A dear friend of mine is a committed community councillor in Edinburgh, where I work, and, over some drinks, he was telling me of their responsibilities and work they do.

When he first mentioned the words ‘community council’, I hope he didn’t notice my eyes rolling while I thought, ‘here we go, boring!’.

However, my head was turned 360 degrees after hearing one particular heart-warming story in which my friend helped a desperate couple.

The couple’s lives were being made a misery after their son, who suffers from autism, was sent to the wrong school which seriously affected his behaviour at home making him very difficult to control. I believe this is common in such cases.

The local authority insisted his needs were being met at this school, but the couple and their doctor knew otherwise.

Despite recommendations from their GP, he was stuck in a classroom with other children who had different learning difficulties.

Because the poor child wasn’t being stimulated as he should have been, his behaviour deteriorated dramatically pushing his parents to their wits’ end.

Out of desperation, after trying numerous other avenues, one of the parents turned up at a quiet community council meeting one cold Thursday just before Christmas.
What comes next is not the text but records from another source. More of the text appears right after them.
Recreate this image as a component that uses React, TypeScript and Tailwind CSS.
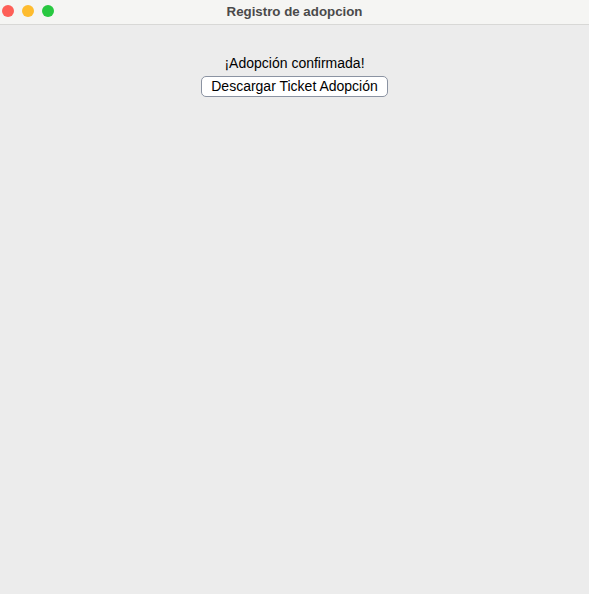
export default function App() {
  return (
    <div className="flex h-[594px] w-[589px] flex-col bg-[#ececec] font-['Liberation_Sans','Noto_Sans',sans-serif]">
      <div className="relative flex h-[25px] items-center justify-center border-b border-[#d8d8d6] bg-[#f5f5f3]">
        <div className="absolute left-[2px] top-[5px] flex gap-[8px]">
          <span className="h-[12px] w-[12px] rounded-full bg-[#fe5f57]" />
          <span className="h-[12px] w-[12px] rounded-full bg-[#febc2e]" />
          <span className="h-[12px] w-[12px] rounded-full bg-[#28c840]" />
        </div>
        <p className="text-[13.3px] font-bold text-[#4a4a4a]">Registro de adopcion</p>
      </div>
      <div className="flex flex-col items-center pt-[29px]">
        <p className="text-[14px] leading-[18px] text-black">¡Adopción confirmada!</p>
        <button className="mt-[4px] h-[21px] rounded-[5px] border-[1.5px] border-[#8b93a2] bg-white px-[9px] text-[14px] leading-[17px] text-black">
          Descargar Ticket Adopción
        </button>
      </div>
    </div>
  );
}
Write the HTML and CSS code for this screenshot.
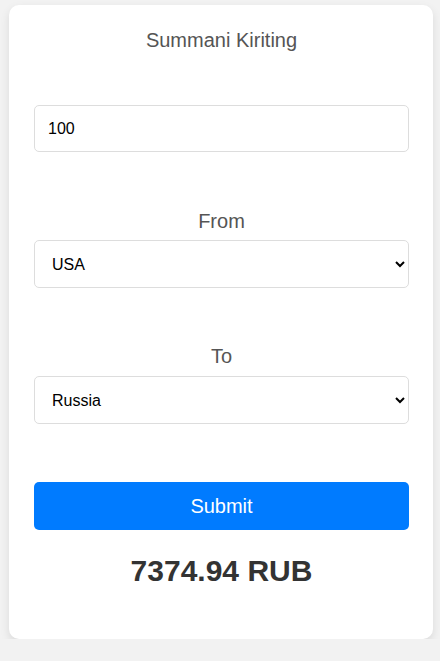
FILE: index.html
```html
<!DOCTYPE html>
<html lang="en">
<head>
  <meta charset="UTF-8">
  <title>Valyuta Konvertor</title>
  <link rel="stylesheet" href="styles.css">
</head>
<body>

  <div class="container">
    <h2 class="title">Summani Kiriting</h2>

    <input type="number" id="amount" class="field amount" value="100">

    <label for="fromCurrency" class="label">From</label>
    <select id="fromCurrency" class="field select">
      <option value="USD" selected>USA</option>
      <option value="RUB">Russia</option>
      <option value="UZS">Uzbekistan</option>
    </select>

    <label for="toCurrency" class="label to">To</label>
    <select id="toCurrency" class="field select">
      <option value="USD">USA</option>
      <option value="RUB" selected>Russia</option>
      <option value="UZS">Uzbekistan</option>
    </select>

    <button id="submitBtn" class="submit">Submit</button>

    <div id="result" class="result">7374.94 RUB</div>
  </div>

</body>
</html>
```

FILE: styles.css
```css
body {
  font-family: "Liberation Sans", Arial, sans-serif;
  background-color: #f2f2f2;
  margin: 0;
  padding: 5px 7px 0 9px;
}
.container {
  background-color: #fff;
  border-radius: 10px;
  box-shadow: 0 4px 10px rgba(0,0,0,0.1);
  padding: 24px 24px 51px 25px;
  text-align: center;
}
.title {
  font-size: 20px;
  font-weight: normal;
  line-height: 23px;
  color: #555;
  margin: 0 0 53px 0;
}
.field {
  display: block;
  width: 100%;
  box-sizing: border-box;
  font-family: "Liberation Sans", Arial, sans-serif;
  font-size: 16px;
  color: #000;
  background-color: #fff;
  border: 1px solid #ddd;
  border-radius: 5px;
  padding: 0 13px;
  margin: 0;
}
.amount {
  height: 47px;
}
.select {
  height: 48px;
  padding: 0 12px 0 13px;
}
.label {
  display: block;
  font-size: 20px;
  line-height: 23px;
  color: #555;
  margin: 58px 0 7px 0;
}
.label.to {
  margin: 57px 0 8px 0;
}
.submit {
  display: block;
  width: 100%;
  height: 48px;
  margin: 58px 0 0 0;
  font-family: "Liberation Sans", Arial, sans-serif;
  font-size: 20px;
  color: #fff;
  background-color: #007bff;
  border: none;
  border-radius: 5px;
  cursor: pointer;
}
.submit:hover {
  background-color: #0069d9;
}
.result {
  font-size: 30px;
  font-weight: bold;
  line-height: 34px;
  color: #333;
  margin-top: 24px;
}
```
After hearing their plight my friend took it upon himself to valiantly fight their cause and helped to turn their lives around.

With the help of the community council, they researched the boy’s condition, questioned the council’s decision and demanded his case be reviewed by autism specialists at the New Struan Centre in Alloa.

The council finally relented under the pressure, the boy was examined by experts who asserted that Struan was the best place for him.

A month later he was settled at the school, sometimes staying overnight giving his frazzled parents much respite.

His behaviour changed almost overnight and the youngster is developing amazingly in his new surroundings.

His parents can’t thank my friend enough for changing their lives for the better.

Now who would have thought a trip to the community council could be life-changing?

I can now see that people become community councillors because they care deeply about the people in their communities and my friend’s gallantry has also put a wee twinkle in my eye.